**PROMPT:** Identify all lines in the data containing the string "that". Copy them out.
#####
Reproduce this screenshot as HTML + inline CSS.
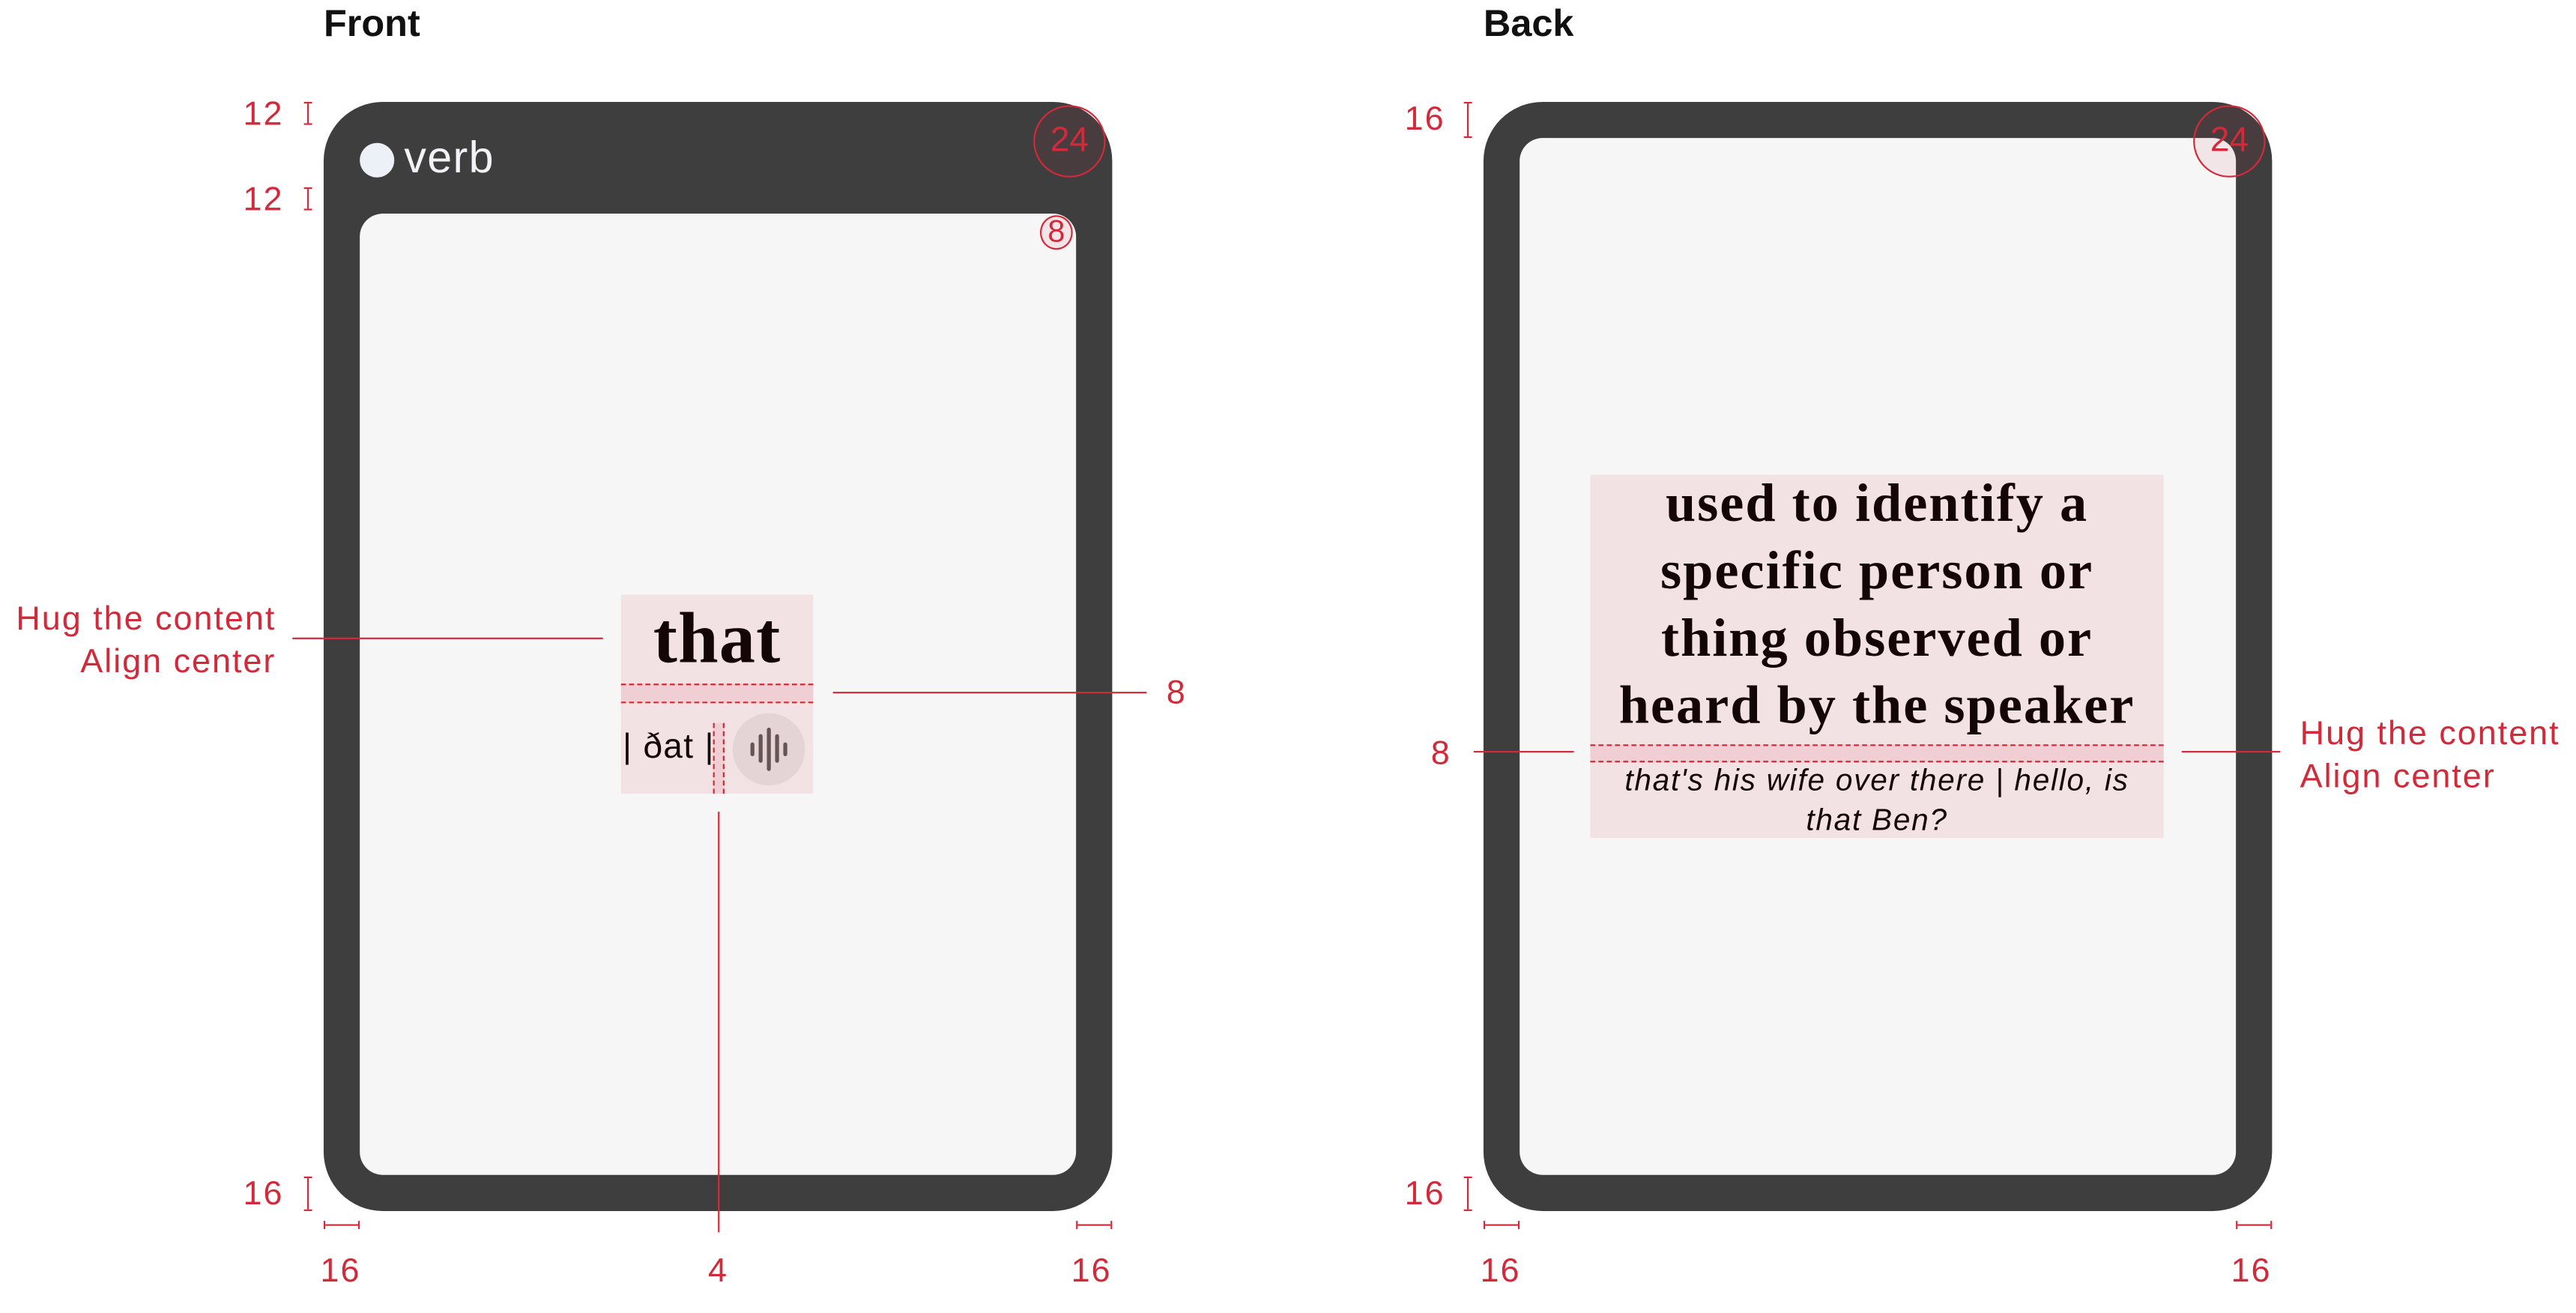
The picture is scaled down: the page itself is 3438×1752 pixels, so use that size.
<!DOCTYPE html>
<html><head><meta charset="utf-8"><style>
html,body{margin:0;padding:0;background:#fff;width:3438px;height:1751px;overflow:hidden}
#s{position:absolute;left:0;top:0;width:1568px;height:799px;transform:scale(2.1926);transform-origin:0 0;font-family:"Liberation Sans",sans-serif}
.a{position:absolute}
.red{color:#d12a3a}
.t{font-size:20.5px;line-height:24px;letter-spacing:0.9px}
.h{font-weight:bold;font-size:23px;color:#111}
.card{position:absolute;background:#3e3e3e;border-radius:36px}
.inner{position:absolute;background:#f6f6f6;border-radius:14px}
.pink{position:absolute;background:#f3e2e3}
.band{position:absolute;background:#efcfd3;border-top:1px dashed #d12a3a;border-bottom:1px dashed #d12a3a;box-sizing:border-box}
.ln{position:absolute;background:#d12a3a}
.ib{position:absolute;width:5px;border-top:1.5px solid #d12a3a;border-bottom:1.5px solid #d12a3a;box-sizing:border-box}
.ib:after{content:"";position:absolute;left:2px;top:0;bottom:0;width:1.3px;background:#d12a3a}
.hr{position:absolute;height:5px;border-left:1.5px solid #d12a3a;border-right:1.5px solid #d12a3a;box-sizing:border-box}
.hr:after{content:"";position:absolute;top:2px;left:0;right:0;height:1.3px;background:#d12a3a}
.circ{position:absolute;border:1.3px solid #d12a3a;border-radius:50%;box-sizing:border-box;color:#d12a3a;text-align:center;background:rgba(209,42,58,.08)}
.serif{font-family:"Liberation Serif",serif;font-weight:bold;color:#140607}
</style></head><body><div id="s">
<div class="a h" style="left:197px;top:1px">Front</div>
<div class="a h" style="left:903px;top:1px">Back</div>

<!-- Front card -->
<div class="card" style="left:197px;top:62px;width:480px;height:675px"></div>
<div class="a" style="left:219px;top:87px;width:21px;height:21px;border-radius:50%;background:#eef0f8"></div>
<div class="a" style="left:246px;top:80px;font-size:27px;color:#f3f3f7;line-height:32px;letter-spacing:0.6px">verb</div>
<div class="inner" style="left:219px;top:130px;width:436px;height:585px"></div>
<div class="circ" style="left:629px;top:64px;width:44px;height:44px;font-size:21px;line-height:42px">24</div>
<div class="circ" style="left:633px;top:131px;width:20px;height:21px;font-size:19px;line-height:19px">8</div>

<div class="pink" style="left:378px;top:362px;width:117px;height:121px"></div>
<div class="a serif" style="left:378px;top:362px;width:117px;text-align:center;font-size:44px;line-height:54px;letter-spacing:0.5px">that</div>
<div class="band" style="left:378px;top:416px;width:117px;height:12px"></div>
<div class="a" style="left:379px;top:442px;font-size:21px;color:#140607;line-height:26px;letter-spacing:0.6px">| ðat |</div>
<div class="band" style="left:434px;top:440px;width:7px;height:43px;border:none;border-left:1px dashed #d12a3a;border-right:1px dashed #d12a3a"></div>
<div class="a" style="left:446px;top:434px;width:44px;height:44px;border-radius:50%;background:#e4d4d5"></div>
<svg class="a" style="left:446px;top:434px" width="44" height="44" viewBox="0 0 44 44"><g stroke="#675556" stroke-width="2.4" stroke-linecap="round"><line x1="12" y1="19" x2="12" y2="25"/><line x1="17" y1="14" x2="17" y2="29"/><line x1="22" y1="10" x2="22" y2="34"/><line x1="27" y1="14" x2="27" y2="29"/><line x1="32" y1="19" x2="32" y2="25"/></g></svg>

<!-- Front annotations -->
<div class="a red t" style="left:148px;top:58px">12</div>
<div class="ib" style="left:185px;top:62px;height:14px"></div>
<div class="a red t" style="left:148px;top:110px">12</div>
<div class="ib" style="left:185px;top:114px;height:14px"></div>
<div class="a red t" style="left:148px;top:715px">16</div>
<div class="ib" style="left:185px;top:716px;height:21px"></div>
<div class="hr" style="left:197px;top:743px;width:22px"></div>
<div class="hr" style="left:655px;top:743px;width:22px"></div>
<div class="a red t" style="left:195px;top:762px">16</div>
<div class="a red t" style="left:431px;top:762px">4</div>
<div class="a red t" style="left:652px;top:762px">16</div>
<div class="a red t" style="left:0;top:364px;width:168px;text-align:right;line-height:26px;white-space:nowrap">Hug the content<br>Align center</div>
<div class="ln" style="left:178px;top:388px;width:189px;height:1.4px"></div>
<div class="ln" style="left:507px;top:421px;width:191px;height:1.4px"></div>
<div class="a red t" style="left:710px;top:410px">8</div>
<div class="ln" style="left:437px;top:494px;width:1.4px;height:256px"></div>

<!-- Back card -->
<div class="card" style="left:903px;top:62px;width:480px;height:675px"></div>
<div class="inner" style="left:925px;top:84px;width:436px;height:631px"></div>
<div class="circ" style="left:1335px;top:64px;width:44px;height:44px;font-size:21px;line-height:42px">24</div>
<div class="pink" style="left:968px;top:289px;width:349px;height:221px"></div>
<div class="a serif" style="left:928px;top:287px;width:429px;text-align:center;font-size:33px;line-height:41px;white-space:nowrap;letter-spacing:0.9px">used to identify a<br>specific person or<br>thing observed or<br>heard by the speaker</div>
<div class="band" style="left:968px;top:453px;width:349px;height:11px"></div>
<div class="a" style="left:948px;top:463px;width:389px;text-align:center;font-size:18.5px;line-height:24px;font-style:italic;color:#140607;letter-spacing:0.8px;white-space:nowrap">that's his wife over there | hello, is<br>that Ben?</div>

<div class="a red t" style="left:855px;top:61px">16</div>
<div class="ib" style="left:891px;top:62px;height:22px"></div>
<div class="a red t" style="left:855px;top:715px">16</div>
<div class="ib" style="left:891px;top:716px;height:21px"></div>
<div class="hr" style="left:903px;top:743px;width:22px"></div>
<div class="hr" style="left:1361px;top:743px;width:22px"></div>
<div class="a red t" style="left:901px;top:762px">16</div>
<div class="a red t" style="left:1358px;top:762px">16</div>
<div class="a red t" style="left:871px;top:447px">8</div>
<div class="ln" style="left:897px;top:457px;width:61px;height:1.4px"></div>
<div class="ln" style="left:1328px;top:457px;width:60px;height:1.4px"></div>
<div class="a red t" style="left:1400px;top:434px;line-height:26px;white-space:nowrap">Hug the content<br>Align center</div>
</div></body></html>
#####
**IN RESPONSE:**
The picture is scaled down: the page itself is 3438×1752 pixels, so use that size.
<div class="a serif" style="left:378px;top:362px;width:117px;text-align:center;font-size:44px;line-height:54px;letter-spacing:0.5px">that</div>
<div class="a" style="left:948px;top:463px;width:389px;text-align:center;font-size:18.5px;line-height:24px;font-style:italic;color:#140607;letter-spacing:0.8px;white-space:nowrap">that's his wife over there | hello, is<br>that Ben?</div>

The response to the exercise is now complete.